- _Problem requirements_:
Copy everything in the data below exactly except the pictures.

▶

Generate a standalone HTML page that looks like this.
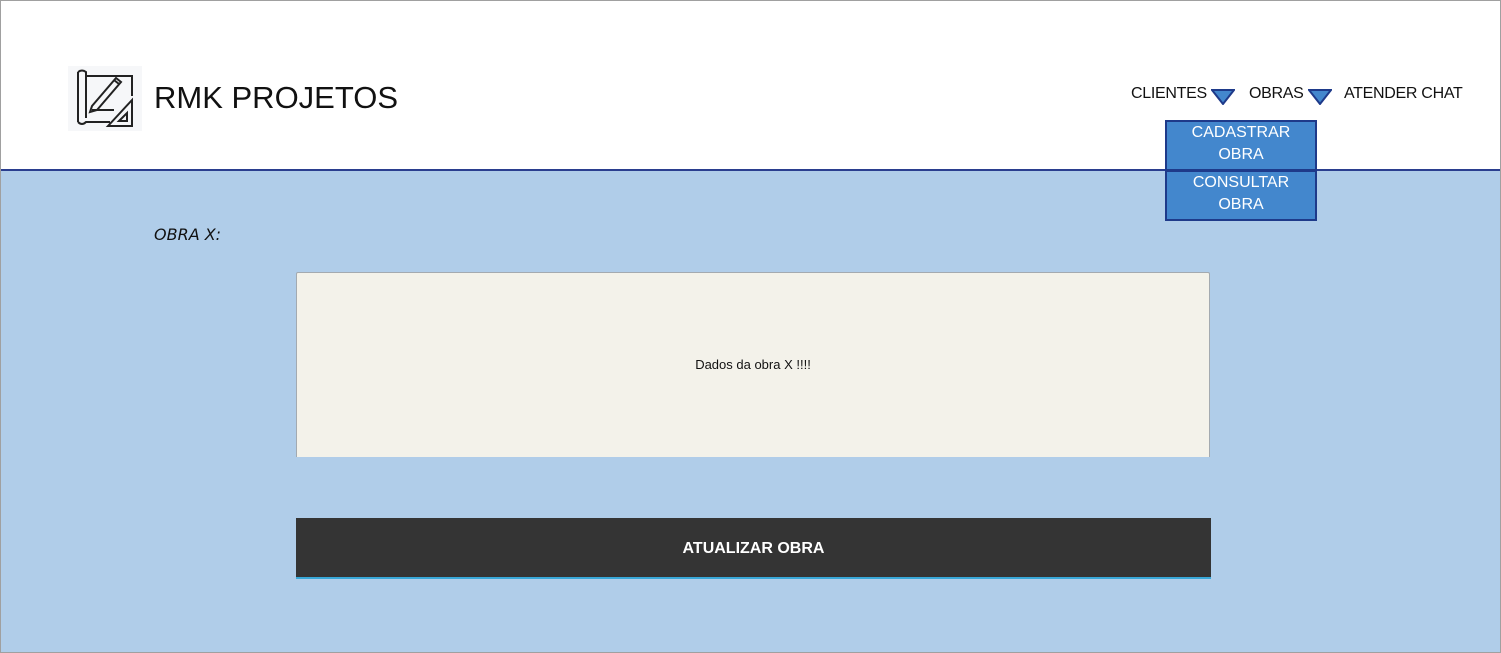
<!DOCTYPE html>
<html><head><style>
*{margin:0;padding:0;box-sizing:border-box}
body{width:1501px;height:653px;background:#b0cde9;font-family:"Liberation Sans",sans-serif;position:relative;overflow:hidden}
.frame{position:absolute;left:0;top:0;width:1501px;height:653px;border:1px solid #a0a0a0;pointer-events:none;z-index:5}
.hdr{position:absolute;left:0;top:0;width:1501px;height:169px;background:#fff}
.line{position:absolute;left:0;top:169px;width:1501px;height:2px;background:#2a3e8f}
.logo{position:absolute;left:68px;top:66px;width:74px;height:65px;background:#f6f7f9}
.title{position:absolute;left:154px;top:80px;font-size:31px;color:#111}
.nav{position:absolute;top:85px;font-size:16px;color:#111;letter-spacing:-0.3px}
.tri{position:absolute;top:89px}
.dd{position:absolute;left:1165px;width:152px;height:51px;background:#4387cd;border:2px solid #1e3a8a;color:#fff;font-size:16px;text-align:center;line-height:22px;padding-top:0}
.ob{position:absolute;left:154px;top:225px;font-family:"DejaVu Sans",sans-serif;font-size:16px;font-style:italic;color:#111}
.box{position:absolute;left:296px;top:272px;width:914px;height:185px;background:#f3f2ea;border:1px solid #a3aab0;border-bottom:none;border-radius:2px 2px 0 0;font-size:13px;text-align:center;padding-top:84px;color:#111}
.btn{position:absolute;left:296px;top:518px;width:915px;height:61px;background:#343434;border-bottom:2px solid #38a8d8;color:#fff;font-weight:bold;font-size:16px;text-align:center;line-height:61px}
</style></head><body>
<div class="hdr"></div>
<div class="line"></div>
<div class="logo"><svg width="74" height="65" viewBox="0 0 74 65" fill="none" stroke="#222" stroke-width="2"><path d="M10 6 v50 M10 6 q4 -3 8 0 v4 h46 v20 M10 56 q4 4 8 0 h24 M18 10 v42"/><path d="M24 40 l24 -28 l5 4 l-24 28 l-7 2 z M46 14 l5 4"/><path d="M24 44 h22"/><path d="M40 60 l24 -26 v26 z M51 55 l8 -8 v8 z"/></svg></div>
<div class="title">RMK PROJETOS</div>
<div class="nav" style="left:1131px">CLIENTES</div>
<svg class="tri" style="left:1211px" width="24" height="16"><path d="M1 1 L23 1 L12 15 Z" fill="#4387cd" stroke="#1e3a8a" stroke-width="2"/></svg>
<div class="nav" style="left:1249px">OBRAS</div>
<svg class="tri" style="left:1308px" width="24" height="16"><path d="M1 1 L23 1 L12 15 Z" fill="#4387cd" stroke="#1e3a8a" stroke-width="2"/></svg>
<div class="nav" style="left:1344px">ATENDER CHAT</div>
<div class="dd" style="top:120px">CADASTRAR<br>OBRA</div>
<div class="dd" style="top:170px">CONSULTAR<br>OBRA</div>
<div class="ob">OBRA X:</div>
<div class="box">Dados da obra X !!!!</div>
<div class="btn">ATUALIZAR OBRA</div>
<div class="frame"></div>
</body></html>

◀

- _Result of the task_:
Generate a standalone HTML page that looks like this.
<!DOCTYPE html>
<html><head><style>
*{margin:0;padding:0;box-sizing:border-box}
body{width:1501px;height:653px;background:#b0cde9;font-family:"Liberation Sans",sans-serif;position:relative;overflow:hidden}
.frame{position:absolute;left:0;top:0;width:1501px;height:653px;border:1px solid #a0a0a0;pointer-events:none;z-index:5}
.hdr{position:absolute;left:0;top:0;width:1501px;height:169px;background:#fff}
.line{position:absolute;left:0;top:169px;width:1501px;height:2px;background:#2a3e8f}
.logo{position:absolute;left:68px;top:66px;width:74px;height:65px;background:#f6f7f9}
.title{position:absolute;left:154px;top:80px;font-size:31px;color:#111}
.nav{position:absolute;top:85px;font-size:16px;color:#111;letter-spacing:-0.3px}
.tri{position:absolute;top:89px}
.dd{position:absolute;left:1165px;width:152px;height:51px;background:#4387cd;border:2px solid #1e3a8a;color:#fff;font-size:16px;text-align:center;line-height:22px;padding-top:0}
.ob{position:absolute;left:154px;top:225px;font-family:"DejaVu Sans",sans-serif;font-size:16px;font-style:italic;color:#111}
.box{position:absolute;left:296px;top:272px;width:914px;height:185px;background:#f3f2ea;border:1px solid #a3aab0;border-bottom:none;border-radius:2px 2px 0 0;font-size:13px;text-align:center;padding-top:84px;color:#111}
.btn{position:absolute;left:296px;top:518px;width:915px;height:61px;background:#343434;border-bottom:2px solid #38a8d8;color:#fff;font-weight:bold;font-size:16px;text-align:center;line-height:61px}
</style></head><body>
<div class="hdr"></div>
<div class="line"></div>
<div class="logo"><svg width="74" height="65" viewBox="0 0 74 65" fill="none" stroke="#222" stroke-width="2"><path d="M10 6 v50 M10 6 q4 -3 8 0 v4 h46 v20 M10 56 q4 4 8 0 h24 M18 10 v42"/><path d="M24 40 l24 -28 l5 4 l-24 28 l-7 2 z M46 14 l5 4"/><path d="M24 44 h22"/><path d="M40 60 l24 -26 v26 z M51 55 l8 -8 v8 z"/></svg></div>
<div class="title">RMK PROJETOS</div>
<div class="nav" style="left:1131px">CLIENTES</div>
<svg class="tri" style="left:1211px" width="24" height="16"><path d="M1 1 L23 1 L12 15 Z" fill="#4387cd" stroke="#1e3a8a" stroke-width="2"/></svg>
<div class="nav" style="left:1249px">OBRAS</div>
<svg class="tri" style="left:1308px" width="24" height="16"><path d="M1 1 L23 1 L12 15 Z" fill="#4387cd" stroke="#1e3a8a" stroke-width="2"/></svg>
<div class="nav" style="left:1344px">ATENDER CHAT</div>
<div class="dd" style="top:120px">CADASTRAR<br>OBRA</div>
<div class="dd" style="top:170px">CONSULTAR<br>OBRA</div>
<div class="ob">OBRA X:</div>
<div class="box">Dados da obra X !!!!</div>
<div class="btn">ATUALIZAR OBRA</div>
<div class="frame"></div>
</body></html>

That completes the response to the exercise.